Paramagnetic vs diamagnetic behavior
Paramagnetic vs diamagnetic classification rests on electron spin pairing. Unpaired electrons create a net magnetic moment that couples to an external magnetic field, producing attraction into the field region. Fully paired electrons produce no permanent net magnetic moment, and the induced response is weakly opposed to the applied field, producing weak repulsion.
Paramagnetic vs diamagnetic: paramagnetic substances contain one or more unpaired electrons and are attracted into a magnetic field; diamagnetic substances have all electrons paired and are weakly repelled.
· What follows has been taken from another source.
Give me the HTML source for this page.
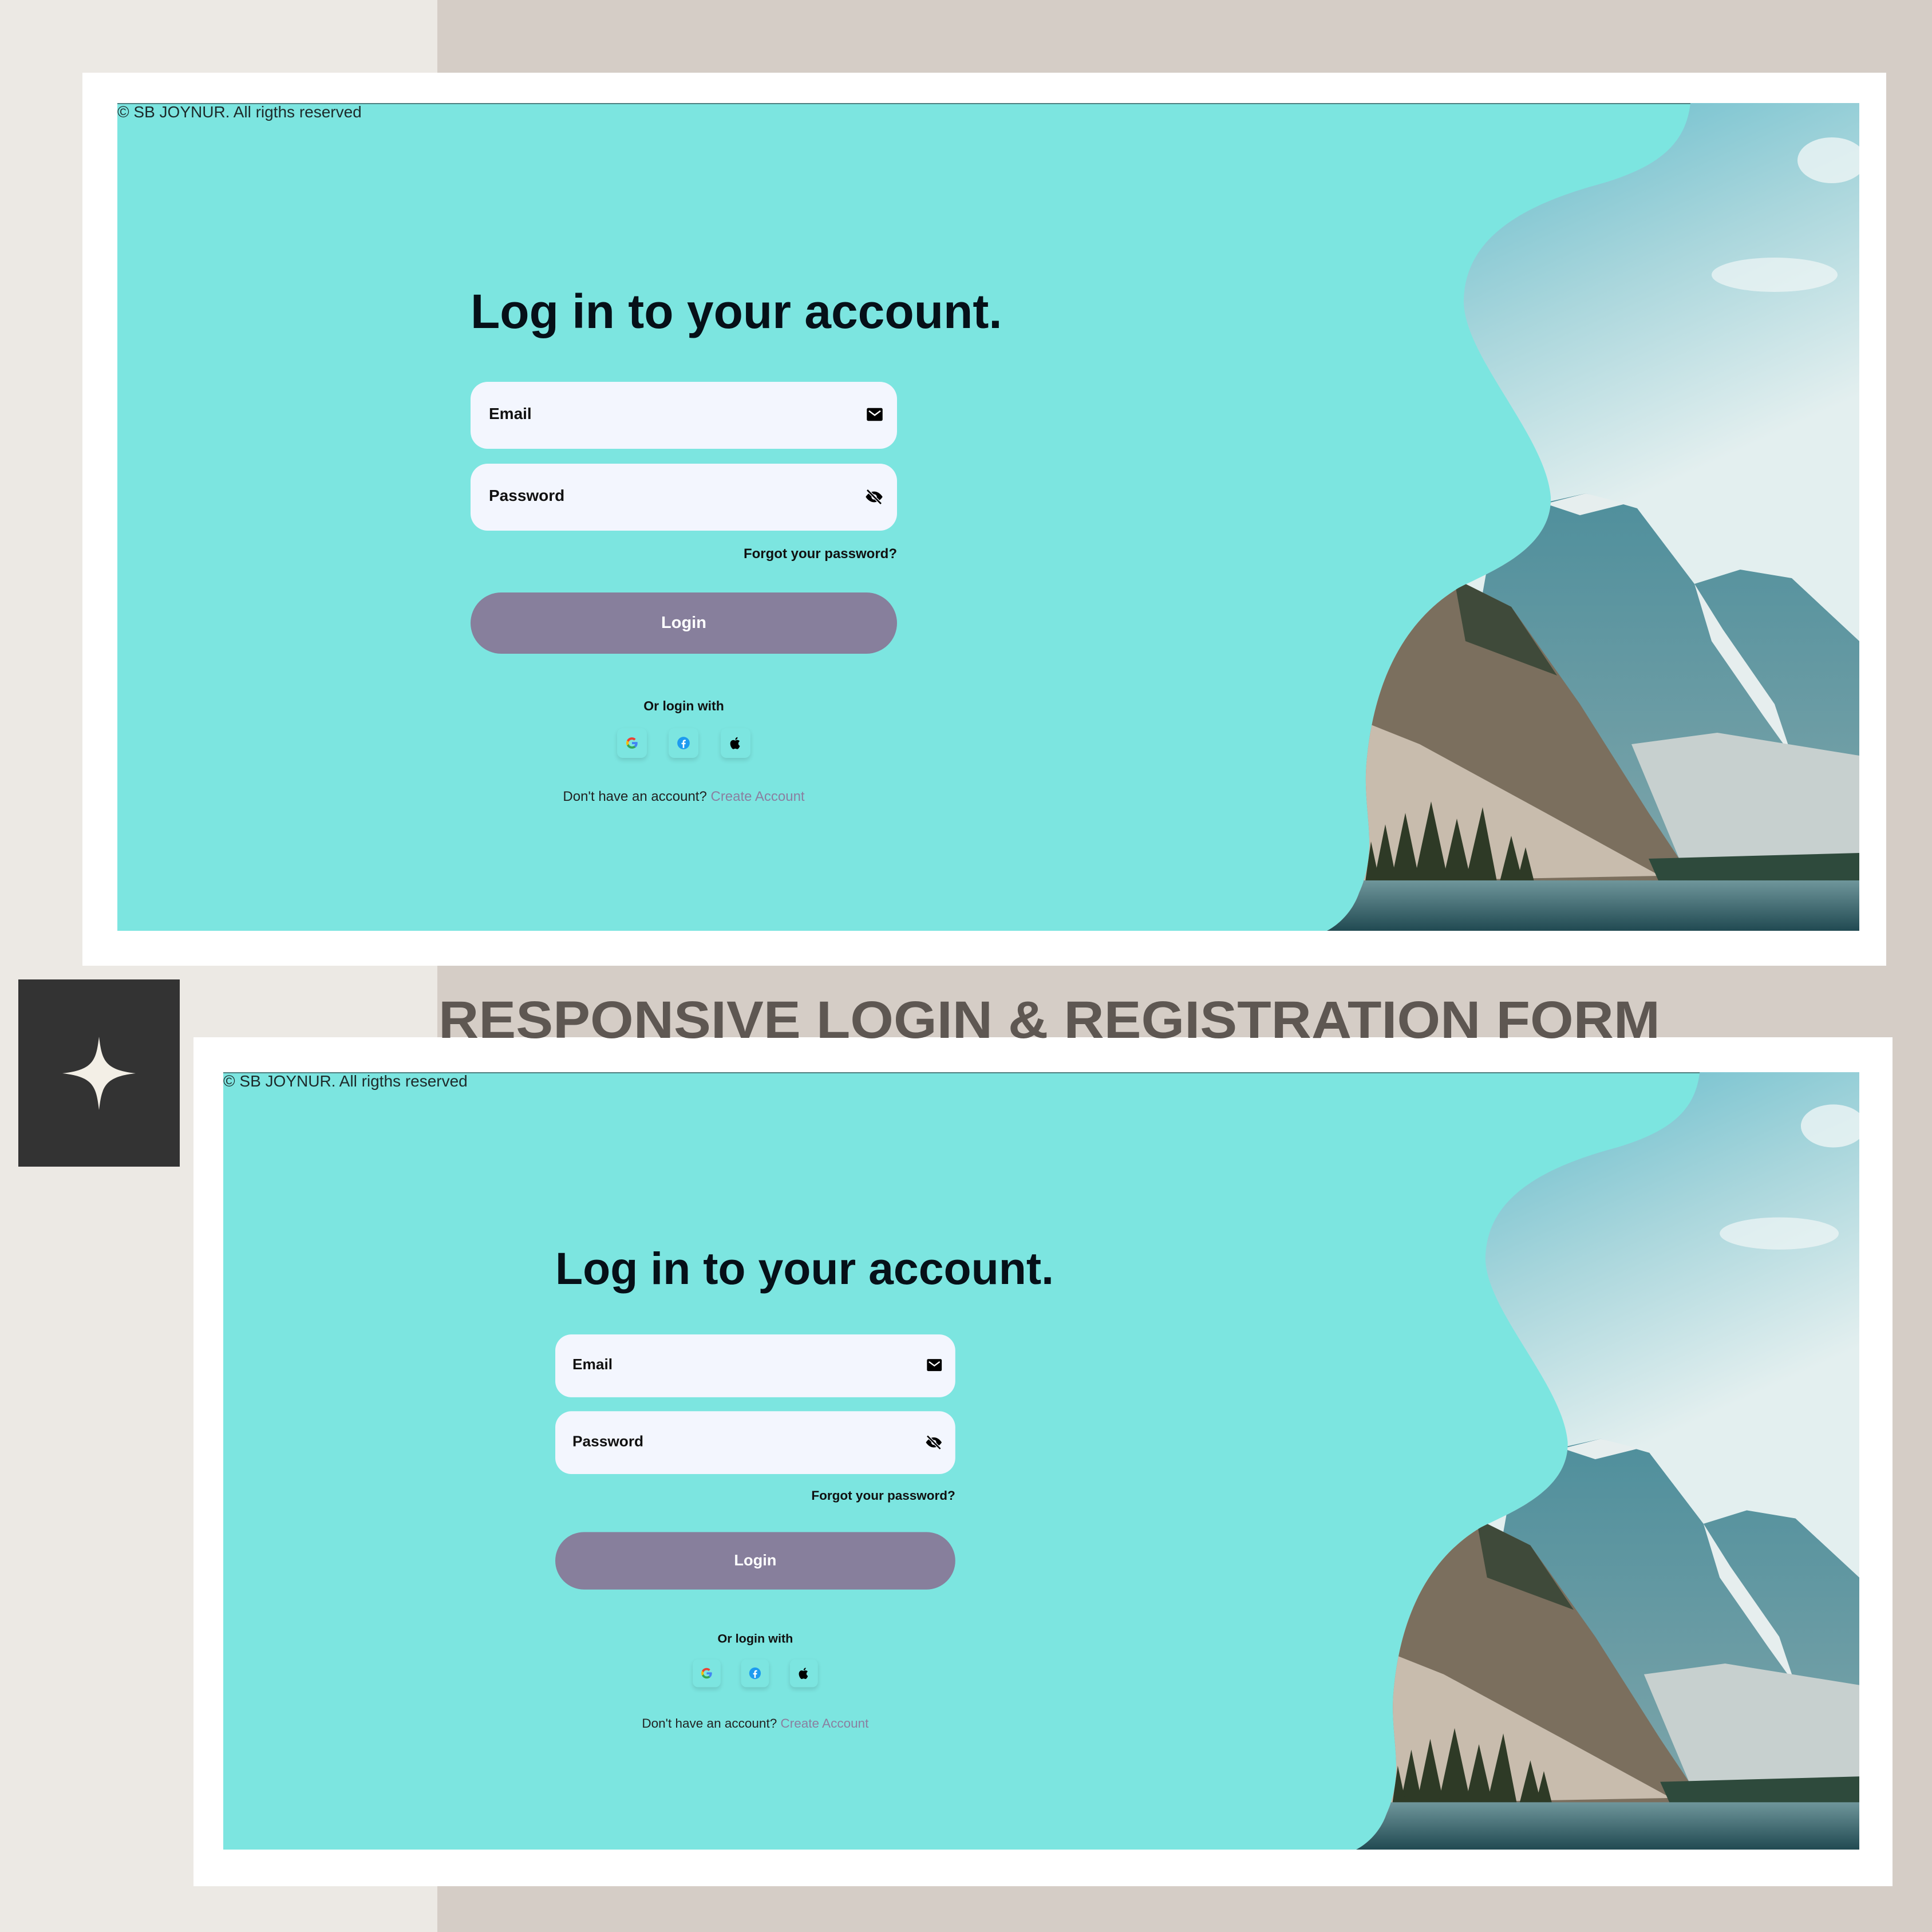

Electron pairing as the deciding criterion
Electron configuration provides the decisive test for atoms and ions: at least one singly occupied orbital implies paramagnetism, while complete pairing in all occupied orbitals implies diamagnetism. For molecules, the same logic applies to molecular orbitals: singly occupied molecular orbitals imply paramagnetism, while fully paired occupancy implies diamagnetism.
- Unpaired electrons present → paramagnetic response (attraction).
- All electrons paired → diamagnetic response (weak repulsion).
Quantitative link to unpaired electrons
In many introductory general chemistry contexts (especially for transition-metal ions and radicals), the magnitude of the magnetic moment correlates with the number of unpaired electrons \(n\) through the spin-only estimate \( \mu \approx \sqrt{n(n+2)}\,\mu_B \), where \(\mu_B\) is the Bohr magneton. The qualitative classification in paramagnetic vs diamagnetic comparisons depends only on whether \(n = 0\) or \(n \ge 1\).
Comparison table
| Property | Paramagnetic | Diamagnetic |
|---|---|---|
| Electron occupancy | At least one unpaired electron (singly occupied orbital) | All electrons paired (no singly occupied orbitals) |
| Net magnetic moment (no external field) | Nonzero at the microscopic level (from unpaired spins) | Zero (paired spins cancel) |
| Response in an external field | Attracted into higher-field regions | Weakly repelled from higher-field regions |
| Typical chemistry examples | O2, many transition-metal ions with unpaired d electrons, radicals | N2, noble gases, closed-shell ions (e.g., Na+, Cl−) |
| Magnetic susceptibility (qualitative) | Positive and relatively larger | Negative and small in magnitude |
Visualization: molecular orbital filling and magnetic behavior
Worked classifications that commonly appear in general chemistry
Closed-shell atoms and ions (filled subshells) fall on the diamagnetic side of paramagnetic vs diamagnetic comparisons. Species with partially filled subshells or singly occupied molecular orbitals fall on the paramagnetic side.
| Species | Electron pairing highlight | Classification |
|---|---|---|
| He | \(1s^2\), all paired | Diamagnetic |
| N (atom) | \(1s^2 2s^2 2p^3\), three unpaired in \(2p\) | Paramagnetic |
| N2 | Valence MOs fully paired | Diamagnetic |
| O2 | Two unpaired electrons in π*2p | Paramagnetic |
| Na+ | \(1s^2 2s^2 2p^6\), closed shell | Diamagnetic |
| Fe3+ (high-spin, common ionic picture) | Unpaired \(d\) electrons present | Paramagnetic |
Common confusions
The words “magnetic” and “attracted” often evoke ferromagnetism, which is a different phenomenon (domain alignment) and typically involves solids such as iron metal. Paramagnetic vs diamagnetic comparisons in general chemistry refer to weak, electron-based responses that depend on unpaired versus paired electrons, not on permanent magnetic domains.